Istituto Bancario San Paolo di Torino, Frankfurt branch.
Photograph taken by unknow author in 1987.

Banca Commerciale Italiana, New York branch.
Photograph taken by Santi Visalli in 1982.

Banca Commerciale Italiana, Tokyo branch.
Photograph taken by unknown author in 1973.

The World Map is Intesa Sanpaolo’s way of describing the various approaches and roles of the individual banks which came together in the group. “The banks’ experiences provide a detailed view of Italian banks and give us an international perspective. We can see inside the workings of the group but also how much bankers became a part of the country’s financial and economic system,” Costa says.
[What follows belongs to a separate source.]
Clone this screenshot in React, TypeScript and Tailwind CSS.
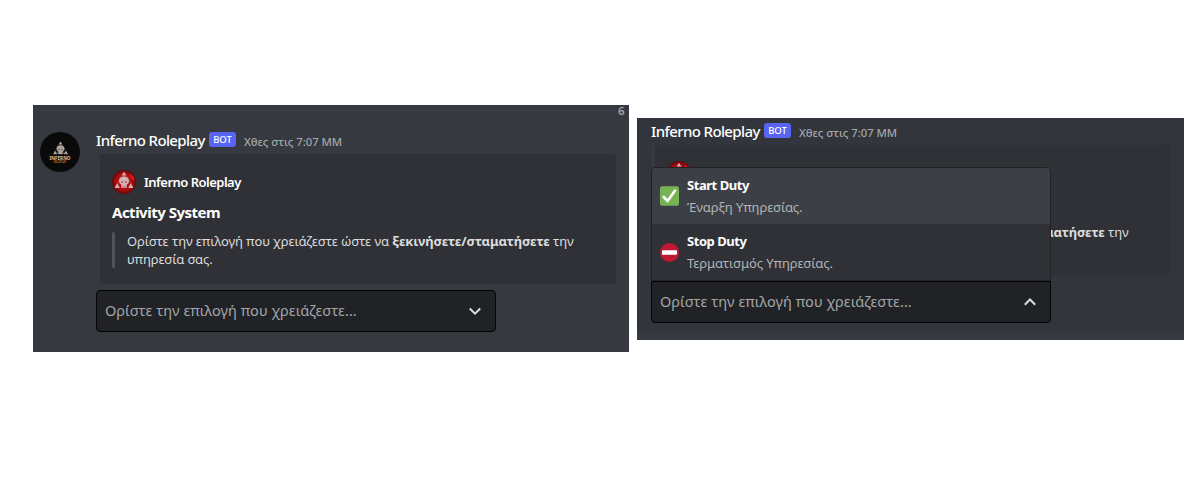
import type { ReactNode } from 'react';

function Emblem({ className }: { className: string }) {
  return (
    <g className={className}>
      <path d="M12 1.8 14.4 5.6H9.6ZM2.6 18 5.2 13 7.8 18ZM16.2 18 18.8 13 21.4 18Z" fill="currentColor" />
      <path d="M9.4 5.6 5.4 13M14.6 5.6 18.6 13" stroke="currentColor" strokeOpacity="0.3" strokeWidth="0.8" fill="none" />
      <path d="M12 6.4C8.4 6.4 6.8 8.8 7 11.6 7.2 13.4 8.2 14.2 9.2 14.6V17.8H14.8V14.6C15.8 14.2 16.8 13.4 17 11.6 17.2 8.8 15.6 6.4 12 6.4Z" fill="currentColor" />
    </g>
  );
}

function Avatar() {
  return (
    <div className="h-10 w-10 shrink-0 overflow-hidden rounded-full bg-[#0b0a0b] pt-[8px]">
      <svg viewBox="0 0 24 20" className="mx-auto h-4 w-[19px]">
        <Emblem className="text-[#aaa39f]" />
        <circle cx="10.1" cy="12" r="1" fill="#5d544e" />
        <circle cx="13.9" cy="12" r="1" fill="#5d544e" />
        <path d="M7.2 15.4 9.2 17.6M16.8 15.4 14.8 17.6" stroke="#c28a4b" strokeWidth="1" fill="none" />
      </svg>
      <div className="h-[5px] text-center text-[4.6px] leading-[5px] font-bold text-[#d9c0ab]">INFERNO</div>
      <div className="h-[3px] text-center text-[2.5px] leading-[3px] font-bold text-[#b8681f]">ROLEPLAY</div>
    </div>
  );
}

function AuthorIcon() {
  return (
    <svg viewBox="0 0 24 24" className="h-6 w-6 shrink-0">
      <defs>
        <radialGradient id="crimson">
          <stop offset="0" stopColor="#c3161a" />
          <stop offset="0.7" stopColor="#a80c10" />
          <stop offset="1" stopColor="#5d0709" />
        </radialGradient>
      </defs>
      <circle cx="12" cy="12" r="12" fill="url(#crimson)" />
      <path d="M17 2.5 21.5 7 22.8 11 19 8ZM2 15 5 20 9 22.5 4 19Z" fill="#e31b20" />
      <Emblem className="text-[#d5b1b1]" />
      <circle cx="10.1" cy="12.1" r="1" fill="#b05a5b" />
      <circle cx="13.9" cy="12.1" r="1" fill="#b05a5b" />
      <path d="M11 15.4V17.4M13 15.4V17.4" stroke="#ad5557" strokeWidth="0.6" />
    </svg>
  );
}

function Header() {
  return (
    <div className="flex h-[22px] items-center whitespace-nowrap">
      <span className="mb-[2px] w-[113px] text-[15px] leading-5 font-medium tracking-[-0.62px] text-white">Inferno Roleplay</span>
      <span className="mb-[3px] flex h-[15px] w-[27px] items-center justify-center rounded-[3px] bg-[#5865f2] text-[9.5px] leading-[15px] font-medium text-white">BOT</span>
      <span className="ml-[8px] pt-[2px] text-[11.25px] leading-[20px] font-medium text-[#a3a6aa]">Χθες στις 7:07 MM</span>
    </div>
  );
}

function Embed() {
  return (
    <div className="h-[130px] w-[520px] rounded-[4px] border-l-4 border-[#36393f] bg-[#2f3136] pt-4 pl-3">
      <div className="flex h-6 items-center gap-2">
        <AuthorIcon />
        <span className="text-[13px] leading-5 font-semibold tracking-[-0.52px] text-white">Inferno Roleplay</span>
      </div>
      <div className="mt-[7px] text-[15px] leading-[22px] font-bold tracking-[-0.5px] text-white">Activity System</div>
      <div className="mt-[9px] flex h-9">
        <div className="w-[3px] rounded-[3px] bg-[#4f545c]" />
        <p className="ml-[12px] text-[13px] leading-[18px] tracking-[-0.1px] whitespace-nowrap text-[#dcddde]">
          Ορίστε την επιλογή που χρειάζεστε ώστε να <b className="tracking-[-0.12px]">ξεκινήσετε/σταματήσετε</b> την
          <br />
          υπηρεσία σας.
        </p>
      </div>
    </div>
  );
}

function Select({ open = false }: { open?: boolean }) {
  return (
    <div className={`flex h-[42px] w-[400px] items-center justify-between border border-[#040405] bg-[#202225] pr-[14px] pl-[8px] ${open ? 'rounded-b-[4px]' : 'rounded-[4px]'}`}>
      <span className="pb-[2px] text-[14.5px] leading-5 tracking-[0.04px] text-[#a3a6aa]">Ορίστε την επιλογή που χρειάζεστε...</span>
      <svg viewBox="0 0 12 12" className="h-3 w-3" fill="none" stroke="#dcddde" strokeWidth="2">
        <path d={open ? 'M0.8 8.7 6 3.5 11.2 8.7' : 'M0.8 3.5 6 8.7 11.2 3.5'} />
      </svg>
    </div>
  );
}

function Option({ icon, title, text, active = false }: { icon: ReactNode; title: string; text: string; active?: boolean }) {
  return (
    <div className={`flex h-14 items-center gap-2 pl-[8px] ${active ? 'bg-[#3c3f45]' : 'bg-[#2f3136]'}`}>
      {icon}
      <div className="pb-[1px]">
        <div className="text-[13px] leading-[22px] font-bold tracking-[-0.46px] text-white">{title}</div>
        <div className="text-[13px] leading-[22px] tracking-[-0.08px] text-[#b2b5b9]">{text}</div>
      </div>
    </div>
  );
}

const check = (
  <svg viewBox="0 0 19 20" className="h-5 w-[19px] shrink-0">
    <rect y="0.3" width="19" height="19.4" rx="2" fill="#77b255" />
    <path d="M3.8 11 7.6 15 15 4.5" fill="none" stroke="#fff" strokeWidth="2.6" strokeLinecap="round" strokeLinejoin="round" />
  </svg>
);

const noEntry = (
  <svg viewBox="0 0 19 19" className="h-[19px] w-[19px] shrink-0">
    <circle cx="9.5" cy="9.5" r="9.5" fill="#be1931" />
    <rect x="2" y="7.3" width="15" height="4.4" rx="0.6" fill="#fff" />
  </svg>
);

export default function App() {
  return (
    <main className="flex h-[500px] w-[1200px] items-start gap-2 overflow-hidden bg-white pt-[105px] pl-[33px] font-['Noto_Sans',sans-serif]">
      <section className="h-[247px] w-[596px] bg-[#36393f]">
        <div className="flex h-[11px] items-center">
          <div className="ml-[7px] h-px w-[575px] bg-[#42454a]" />
          <span className="ml-[3px] text-[11.5px] leading-[11px] font-semibold text-[#a3a6aa]">6</span>
        </div>
        <div className="flex gap-4 pt-[14px] pl-[7px]">
          <div className="pt-[2px]">
            <Avatar />
          </div>
          <div>
            <Header />
            <div className="mt-[2px]">
              <Embed />
            </div>
            <div className="mt-[6px]">
              <Select />
            </div>
          </div>
        </div>
      </section>

      <section className="mt-[13px] h-[222px] w-[547px] bg-[#36393f]">
        <div className="h-[213px] bg-[#32353b] pt-[3px] pl-[14px]">
          <Header />
          <div className="mt-[2px]">
            <Embed />
          </div>
          <div className="relative mt-[6px] w-[400px]">
            <Select open />
            <div className="absolute bottom-[42px] left-0 w-[400px] overflow-hidden rounded-t-[4px] border border-[#202225]">
              <Option active icon={check} title="Start Duty" text="Έναρξη Υπηρεσίας." />
              <Option icon={noEntry} title="Stop Duty" text="Τερματισμός Υπηρεσίας." />
            </div>
          </div>
        </div>
      </section>
    </main>
  );
}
She highlights the potential for further research, citing examples of subjects likely to provide the richest insights. One of the most important is Carlo Bombieri, head of foreign operations and managing director of BCI between 1965 and 1973, who left behind a host of valuable documents that show the banker’s important diplomatic role during the Cold War.

A recently discovered film, which was made to mark the 50th anniversary of Sudameris and recounts the history of BCI in South America, is another. It gives a unique view of the bank’s experience there. A collection of recordings consisting of the personal accounts of staff who worked in the foreign department of the group is another area likely to provide precious sources of information.

Costa stresses that the World Map will continue to be developed as exploration of the archives continues. “The World Map should be seen not as a point of arrival but rather as a starting point. No one knows exactly where it will take us and it shows the importance of not limiting one’s horizons,” she says.


Banca Commerciale Italiana for Egypt, head office in Alexandria.
Photograph taken by Umberto Dorés around 1920.